SHADOW: Simultaneous Multi-Threading Architecture with Asymmetric Threads
A microarchitecture for fickle workloads
SHADOW: Simultaneous Multi-Threading Architecture with Asymmetric Threads Ishita Chaturvedi, Bhargav Reddy Godala, Abiram Gangavaram, Daniel Flyer, Tyler Sorensen, Tor M. Aamodt, and David I. August MICRO'25
Some processors excel at exploiting instruction level parallelism (ILP), others excel at thread level parallelism (TLP). One approach to dealing with this heterogeneity is to assign each application to a microarchitecture which is suited for it (e.g., OLTP on ILP-optimized processors, OLAP on TLP-optimized processors). The problem is that some applications defy categorization. The characteristics of the workload may flip-flop at high frequency (milliseconds or seconds). This paper proposes a microarchitecture (named SHADOW) that is specialized for these fickle workloads.
Hybrid SMT Core
Fig. 5 summarizes the design described in this paper:
This processor exposes five hardware threads. One hardware thread (the Out-of-Order thread, in blue) exploits ILP. The other four threads (In-Order threads, in yellow) exploit TLP. Green components in Fig. 5 are shared between the threads. It may not look like much is shared, but a lot is (e.g., caches, fetch, decode, execute).
The OoO thread has all the bells and whistles you would expect: branch prediction, a reorder buffer, register renaming. The InO threads look more like what you would see on a GPU: no branch prediction, no register renaming.
Most of the pipeline resources are shared between threads with time-division-multiplexing. For example, on each cycle, a single hardware thread accesses the instruction cache.
Software Support
The SHADOW architecture assumes some help from software. The OS can use the shdw_cfg instruction during OS-level context switches to inform hardware about the thread being switched to. For example, the OS can use shdw_cfg to tell the hardware if the thread should be considered InO or OoO. The hardware tracks the number of InO threads actively running and uses that to allocate physical registers to the OoO thread. For example, if no InO threads are running, then the OoO thread can use all physical registers.
The paper advocates for a simple software method for dividing work between OoO and InO threads: work-stealing.
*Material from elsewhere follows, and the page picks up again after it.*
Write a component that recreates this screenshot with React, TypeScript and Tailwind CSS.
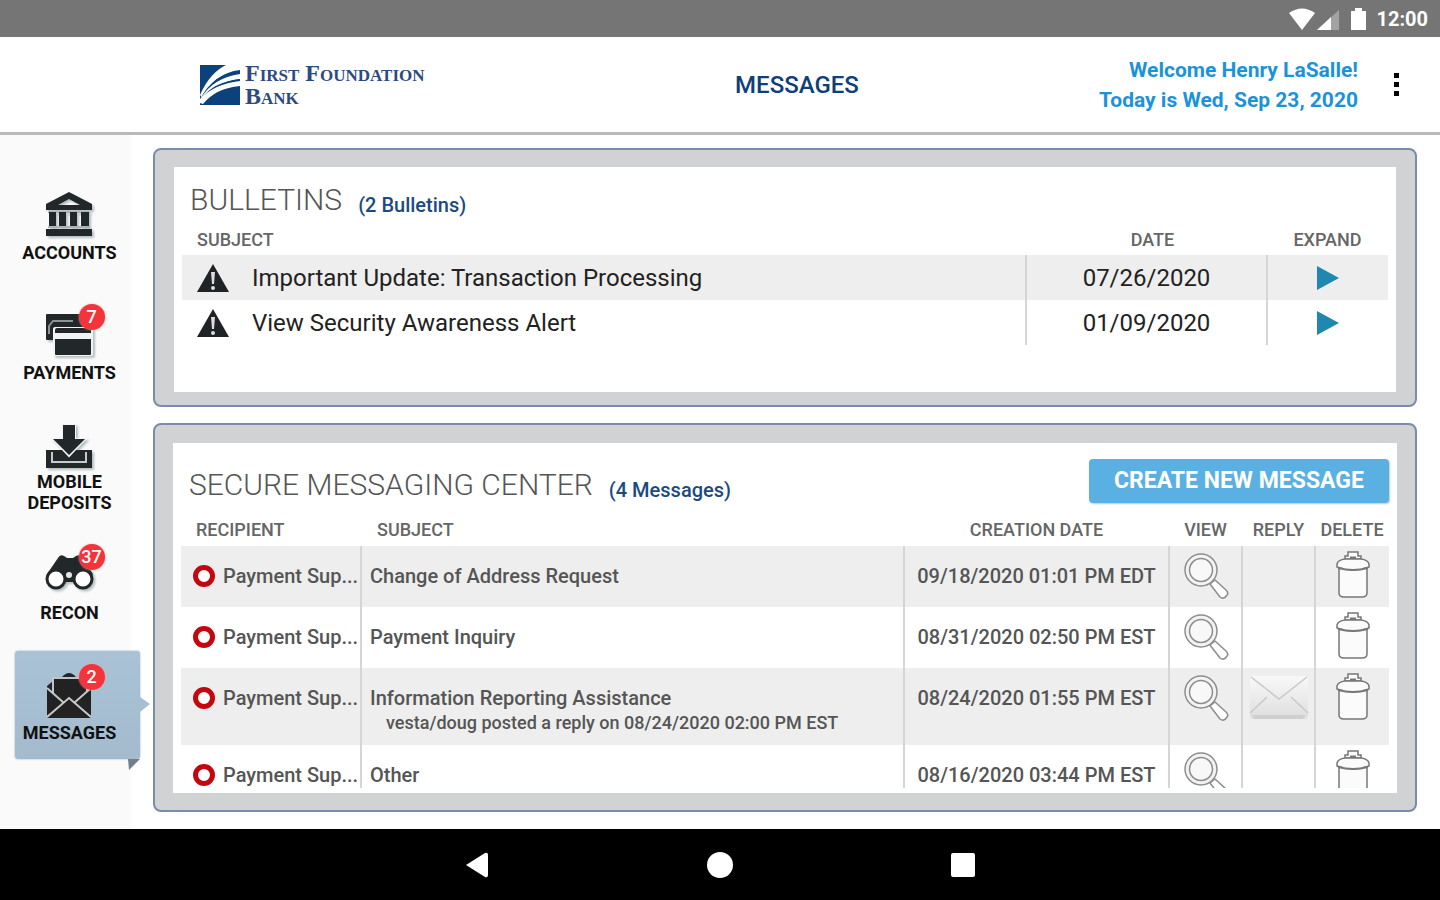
import type { ReactNode } from 'react';

const bulletins = [
  { subject: 'Important Update: Transaction Processing', date: '07/26/2020' },
  { subject: 'View Security Awareness Alert', date: '01/09/2020' },
];

const messages = [
  { recipient: 'Payment Sup...', subject: 'Change of Address Request', date: '09/18/2020 01:01 PM EDT' },
  { recipient: 'Payment Sup...', subject: 'Payment Inquiry', date: '08/31/2020 02:50 PM EST' },
  {
    recipient: 'Payment Sup...',
    subject: 'Information Reporting Assistance',
    note: 'vesta/doug posted a reply on 08/24/2020 02:00 PM EST',
    date: '08/24/2020 01:55 PM EST',
    reply: true,
  },
  { recipient: 'Payment Sup...', subject: 'Other', date: '08/16/2020 03:44 PM EST' },
];

function BankIcon() {
  return (
    <svg viewBox="0 0 50 46" className="h-[46px] w-[50px] drop-shadow-[2px_2px_1px_#b5bfc0]" fill="#22282a">
      <path fillRule="evenodd" d="M24 0 47 12v6H1v-6L24 0Zm0 7-11 6h22L24 7Z" />
      <path d="M3 19h42v2H3zM3 34h42v2H3z" fill="#aab2b3" />
      <path d="M4 20h7v14H4zM14 20h7v14h-7zM25 20h7v14h-7zM36 20h8v14h-8zM1 37h46v7H1z" />
    </svg>
  );
}

function CardsIcon() {
  return (
    <svg viewBox="0 0 50 46" className="h-[46px] w-[50px] drop-shadow-[2px_2px_1px_#b5bfc0]">
      <rect x="1" y="2" width="42" height="26" rx="1" fill="#22282a" />
      <path d="M4 22v-8l4-5h20" fill="none" stroke="#8a9294" strokeWidth="2" />
      <rect x="8" y="15" width="40" height="29" rx="2" fill="#f1f4f4" />
      <path d="M10 18q0-2 2-2h32q2 0 2 2v3H10zM10 27h36v15q0 1-1 1H11q-1 0-1-1z" fill="#22282a" />
    </svg>
  );
}

function DepositIcon() {
  return (
    <svg
      viewBox="0 0 50 46"
      className="h-[46px] w-[50px] overflow-visible drop-shadow-[2px_2px_1px_#b5bfc0]"
      fill="#22282a"
    >
      <path d="M1 29h46v18H1z" />
      <path d="M7 31v10h34V31" fill="none" stroke="#c3cbcc" strokeWidth="2" />
      <path d="M18 4h12v14h10L24 35 8 18h10z" stroke="#f4f6f6" strokeWidth="2" />
      <path d="M18 4h12v14h10L24 34 8 18h10z" />
    </svg>
  );
}

function BinocularsIcon() {
  return (
    <svg viewBox="0 0 50 46" className="h-[46px] w-[50px] drop-shadow-[2px_2px_1px_#b5bfc0]">
      <path d="M2 22 13 6q2-4 6-2l3 2h6l3-2q4-2 6 2l11 16-9 8H11z" fill="#22282a" />
      <circle cx="11" cy="27" r="9" fill="#fff" stroke="#22282a" strokeWidth="3" />
      <circle cx="38" cy="27" r="9" fill="#fff" stroke="#22282a" strokeWidth="3" />
      <circle cx="24" cy="23" r="4" fill="#e3e7e8" stroke="#22282a" strokeWidth="2" />
    </svg>
  );
}

function EnvelopeIcon() {
  return (
    <svg viewBox="0 0 50 46" className="h-[46px] w-[50px]">
      <path d="M17 5q7-8 14 0zM2 18v-4l6-5v12zM46 18v-4l-6-5v12z" fill="#22282a" />
      <path d="M8 6h34v22L24 42 8 28z" fill="#222" stroke="#bfc5c6" strokeWidth="2" />
      <path d="M2 17 19 31 2 44zM46 17 29 31l17 13z" fill="#222" />
      <path d="m2 46 22-20 22 20z" fill="#222" />
      <path d="m2 16 17 15M46 16 29 31M2 45l22-19 22 19" fill="none" stroke="#c4c8c8" strokeWidth="2" />
    </svg>
  );
}

function WarningIcon() {
  return (
    <svg viewBox="0 0 34 30" className="h-[30px] w-[34px]">
      <path d="m17 1 16 28H1z" fill="#1f2325" />
      <path d="M15 9h4l-1 12h-2z" fill="#ddd" />
      <circle cx="17" cy="25" r="2" fill="#ddd" />
    </svg>
  );
}

function MagnifierIcon() {
  return (
    <svg viewBox="0 0 46 46" className="h-[46px] w-[46px]" fill="none" stroke="#8d8d8d" strokeWidth="1.5">
      <circle cx="18" cy="17" r="16" fill="#f3f3f3" />
      <circle cx="18" cy="17" r="11.5" fill="#f8f8f8" />
      <path d="m27 31 5-4 11 10q3 3 1 5-3 5-7 2z" fill="#fff" strokeLinejoin="round" />
    </svg>
  );
}

function TrashIcon() {
  return (
    <svg viewBox="0 0 36 48" className="h-[48px] w-[36px]" fill="#fbfbfb" stroke="#777" strokeWidth="1.5">
      <path d="M4 17v25q0 4 5 4h18q5 0 5-4V17z" />
      <path d="M10 8V5h3V1h10v4h3v3z" />
      <path d="M15 7h6" strokeWidth="3" />
      <path d="M2 13q1-4 8-5h16q7 1 8 5v3q-8 3-16 3T2 16z" />
      <path d="M3 17q8 2 15 2t15-2" strokeWidth="2" />
    </svg>
  );
}

function ReplyIcon() {
  return (
    <svg viewBox="0 0 60 46" className="h-[46px] w-[60px]">
      <defs>
        <linearGradient id="paper" x1="0" y1="0" x2="0" y2="1">
          <stop offset="0" stopColor="#f8f8f8" />
          <stop offset="1" stopColor="#dedede" />
        </linearGradient>
      </defs>
      <rect x="1" y="1" width="58" height="43" rx="3" fill="url(#paper)" />
      <path d="M3 40h54l-3 4H5z" fill="#cfcfcf" />
      <path d="m2 2 28 22L58 2M1 38l17-16M59 38 42 22" fill="none" stroke="#c9c9c9" strokeWidth="1.5" />
    </svg>
  );
}

function BankLogo() {
  return (
    <div className="ml-[14px] flex items-center gap-[5px] text-[#2c4a80]">
      <svg viewBox="0 0 40 42" className="h-[42px] w-10">
        <path d="M0 1h40v40H0z" fill="#0b427c" />
        <path d="M0 31Q10 8 28 0h12v6Q14 9 2 34z" fill="#fff" />
        <path d="M1 34Q12 11 40 7v4Q14 15 2 36z" fill="#0b427c" />
        <path d="M1 34Q13 14 40 10v5Q14 18 1 38z" fill="#fff" />
        <path d="M1 35Q13 18 40 15v2Q15 21 1 38z" fill="#0b427c" />
        <path d="M0 35Q14 20 40 17v5Q16 24 3 40l-3-1z" fill="#fff" />
      </svg>
      <div className="flex flex-col font-['Liberation_Serif'] text-[24px] leading-[23px] font-bold [font-variant-caps:small-caps]">
        <span>First Foundation</span>
        <span>Bank</span>
      </div>
    </div>
  );
}

function NavItem({ label, icon, badge, active }: { label: string; icon: ReactNode; badge?: number; active?: boolean }) {
  return (
    <a
      href="#"
      aria-current={active ? 'page' : undefined}
      className={`relative flex h-[108px] w-[125px] flex-col items-center justify-center gap-1 rounded-[3px] pt-1 pr-4 text-center text-[18px] leading-[21px] font-bold text-[#111] ${
        active ? 'bg-linear-to-b from-[#a9c2d5] to-[#a3bbcd] shadow-[0_0_2px_#8fa5b5]' : ''
      }`}
    >
      <span className="relative">
        {icon}
        {badge && (
          <span className="absolute -top-2 left-[34px] flex h-[26px] w-[26px] items-center justify-center rounded-full bg-[#f5333b] text-[18px] font-medium text-white shadow-[0_0_2px_#f5a0a0]">
            {badge}
          </span>
        )}
      </span>
      <span className="w-[100px]">{label}</span>
      {active && (
        <svg viewBox="0 0 22 74" className="absolute top-[46px] left-[113px] h-[74px] w-[22px]">
          <path d="m12 0 10 7-10 8z" fill="#a5bed1" />
          <path d="M0 62h12L1 73z" fill="#6f7f8b" />
        </svg>
      )}
    </a>
  );
}

function Panel({ className, children }: { className: string; children: ReactNode }) {
  return (
    <section className={`rounded-lg border-2 border-[#7a8bab] bg-[#d0d2d3] ${className}`}>
      <div className="bg-white px-2">{children}</div>
    </section>
  );
}

export default function App() {
  return (
    <div className="flex min-h-screen flex-col bg-white font-['Roboto',sans-serif]">
      <div className="flex h-[37px] items-center justify-end bg-[#757575] pr-3 text-[20px] font-bold text-white">
        <svg viewBox="0 0 78 24" className="mr-[9px] h-6 w-[78px]" fill="#fff">
          <path d="M0 6q13-9 26 0L13 23z" />
          <path d="M28 23 50 3v20z" fill="#a2a2a2" />
          <path d="M28 23 42 10v13z" />
          <path d="M62 4h4V1h7v3h4v19H62z" />
        </svg>
        12:00
      </div>

      <header className="grid h-[98px] grid-cols-[1fr_auto_1fr] items-center border-b-[3px] border-[#b9b9b9] pr-8 pl-[186px]">
        <BankLogo />
        <h1 className="text-[24px] font-medium text-[#123e78]">MESSAGES</h1>
        <div className="flex items-center justify-end gap-[26px]">
          <p className="text-right text-[21px] leading-[30px] font-bold text-[#1c93d8]">
            Welcome Henry LaSalle!
            <br />
            Today is Wed, Sep 23, 2020
          </p>
          <button aria-label="More options" className="flex w-6 flex-col items-center gap-1">
            <span className="h-[5px] w-[5px] bg-black" />
            <span className="h-[5px] w-[5px] bg-black" />
            <span className="h-[5px] w-[5px] bg-black" />
          </button>
        </div>
      </header>

      <div className="flex flex-1">
        <nav className="flex w-[131px] shrink-0 flex-col gap-3 bg-[#fafafa] pt-9 pl-[15px]">
          <NavItem label="ACCOUNTS" icon={<BankIcon />} />
          <NavItem label="PAYMENTS" icon={<CardsIcon />} badge={7} />
          <NavItem label="MOBILE DEPOSITS" icon={<DepositIcon />} />
          <NavItem label="RECON" icon={<BinocularsIcon />} badge={37} />
          <NavItem label="MESSAGES" icon={<EnvelopeIcon />} badge={2} active />
        </nav>

        <main className="flex min-w-0 flex-1 flex-col gap-4 pt-[13px] pr-[23px] pb-[17px] pl-[22px]">
          <Panel className="px-[19px] pt-[17px] pb-[13px]">
            <div className="flex h-[60px] items-start px-2 pt-[15px]">
              <div className="flex items-end gap-4">
                <h2 className="text-[30px] leading-[36px] font-light text-[#555]">BULLETINS</h2>
                <span className="text-[20px] leading-[26px] font-medium text-[#1b4a80]">(2 Bulletins)</span>
              </div>
            </div>
            <div className="pb-[47px]">
              <table className="w-full table-fixed text-[24px] text-[#222]">
                <colgroup>
                  <col />
                  <col className="w-[241px]" />
                  <col className="w-[121px]" />
                </colgroup>
                <thead className="text-[18px] text-[#666]">
                  <tr className="h-[28px]">
                    <th className="pb-[3px] pl-[15px] text-left leading-[24px] font-medium">SUBJECT</th>
                    <th className="pb-[3px] pl-3 leading-[24px] font-medium">DATE</th>
                    <th className="pb-[3px] leading-[24px] font-medium">EXPAND</th>
                  </tr>
                </thead>
                <tbody>
                  {bulletins.map((b) => (
                    <tr key={b.subject} className="h-[45px] odd:bg-[#eee]">
                      <td className="pl-[14px]">
                        <div className="flex items-center gap-[22px]">
                          <WarningIcon />
                          {b.subject}
                        </div>
                      </td>
                      <td className="border-l-2 border-[#d5d5d5] text-center">{b.date}</td>
                      <td className="border-l-2 border-[#d5d5d5]">
                        <button aria-label={`Expand ${b.subject}`} className="mx-auto block">
                          <svg viewBox="0 0 22 24" className="h-6 w-[22px]">
                            <path d="m0 0 22 12L0 24z" fill="#1f87b0" />
                          </svg>
                        </button>
                      </td>
                    </tr>
                  ))}
                </tbody>
              </table>
            </div>
          </Panel>

          <Panel className="px-[18px] pt-[18px] pb-[17px]">
            <div className="flex h-[74px] items-start justify-between pt-4">
              <div className="flex items-end gap-4 pt-2 pl-2">
                <h2 className="text-[30px] leading-[36px] font-light text-[#555]">SECURE MESSAGING CENTER</h2>
                <span className="text-[20px] leading-[26px] font-medium text-[#1b4a80]">(4 Messages)</span>
              </div>
              <button className="h-[44px] w-[300px] rounded bg-[#5bb0e3] text-[23px] font-bold text-white shadow-[1px_1px_2px_#b8cbd8]">
                CREATE NEW MESSAGE
              </button>
            </div>
            <div className="h-[271px] overflow-hidden">
              <table className="w-full table-fixed text-[20px] font-medium text-[#555]">
                <colgroup>
                  <col className="w-[180px]" />
                  <col />
                  <col className="w-[265px]" />
                  <col className="w-[73px]" />
                  <col className="w-[73px]" />
                  <col className="w-[74px]" />
                </colgroup>
                <thead className="text-[18px] text-[#666]">
                  <tr className="h-[29px]">
                    <th className="pb-[3px] pl-[15px] text-left leading-[24px] font-medium">RECIPIENT</th>
                    <th className="pb-[3px] pl-4 text-left leading-[24px] font-medium">SUBJECT</th>
                    <th className="pb-[3px] leading-[24px] font-medium">CREATION DATE</th>
                    <th className="pb-[3px] leading-[24px] font-medium">VIEW</th>
                    <th className="pb-[3px] leading-[24px] font-medium">REPLY</th>
                    <th className="pb-[3px] leading-[24px] font-medium">DELETE</th>
                  </tr>
                </thead>
                <tbody className="align-top">
                  {messages.map((m) => (
                    <tr key={m.subject} className={m.note ? 'h-[77px] bg-[#eee]' : 'h-[61px] odd:bg-[#eee]'}>
                      <td className="pt-4 pl-3">
                        <div className="flex items-center gap-2">
                          <span className="h-[22px] w-[22px] shrink-0 rounded-full border-[5px] border-[#c4060f] bg-white" />
                          <span className="leading-[28px] whitespace-nowrap">{m.recipient}</span>
                        </div>
                      </td>
                      <td className="border-l-2 border-[#d5d5d5] pt-4 pl-2 leading-[28px]">
                        {m.subject}
                        {m.note && <div className="pl-4 text-[18px] leading-[22px]">{m.note}</div>}
                      </td>
                      <td className="border-l-2 border-[#d5d5d5] pt-4 text-center leading-[28px]">{m.date}</td>
                      <td className="border-l-2 border-[#d5d5d5] pt-[7px]">
                        <button aria-label={`View ${m.subject}`} className="mx-auto block">
                          <MagnifierIcon />
                        </button>
                      </td>
                      <td className="border-l-2 border-[#d5d5d5] pt-[7px]">
                        {m.reply && (
                          <button aria-label={`Reply to ${m.subject}`} className="mx-auto block">
                            <ReplyIcon />
                          </button>
                        )}
                      </td>
                      <td className="border-l-2 border-[#d5d5d5] pt-[5px]">
                        <button aria-label={`Delete ${m.subject}`} className="mx-auto block">
                          <TrashIcon />
                        </button>
                      </td>
                    </tr>
                  ))}
                </tbody>
              </table>
            </div>
            <div className="h-[5px]" />
          </Panel>
        </main>
      </div>

      <footer className="flex h-[71px] items-center justify-center bg-black">
        <button aria-label="Back" className="flex w-[243px] justify-center">
          <svg viewBox="0 0 22 26" className="h-[26px] w-[22px]" fill="#fff">
            <path d="M0 13 19 1q3-1 3 2v20q0 3-3 2z" />
          </svg>
        </button>
        <button aria-label="Home" className="flex w-[243px] justify-center">
          <span className="h-[26px] w-[26px] rounded-full bg-white" />
        </button>
        <button aria-label="Recent apps" className="flex w-[243px] justify-center">
          <span className="h-6 w-6 rounded-[2px] bg-white" />
        </button>
      </footer>
    </div>
  );
}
If an application has a bunch of parallel work to do, dispatch that work to a pool of threads (consisting of both OoO and InO threads). The idea is that if the workload is OoO friendly (not too many cache misses), then the OoO thread will naturally run faster than the InO threads and thus perform more of the work. The arbiters at each pipeline stage are designed with this policy in mind.
If you are like me, when you read that, you thought “if an application has a bunch of parallel work, then shouldn’t it just use the InO threads?” The answer is “no”. The key point is that OoO can do better for some parallelizable workloads, for example: because it does not require N times the working set in caches.
Results
Fig. 10 shows benchmark results for 9 hardware configurations:
Table 3 adds more color to those results:
The authors estimate that the power and area overhead of adding InO threads to an existing out-of-order core is about 1%. Wowzers those are some inexpensive threads. I imagine the engineering/validation costs are a bigger concern.
Dangling Pointers
The proposed software parallelization model assumes that running N threads multiplies the working set by N, which is true for most parallelization schemes. Pipeline parallelism doesn’t have this property. Maybe everything looks like a nail to me, but pipeline parallelism on CPUs seems to be an under-researched topic.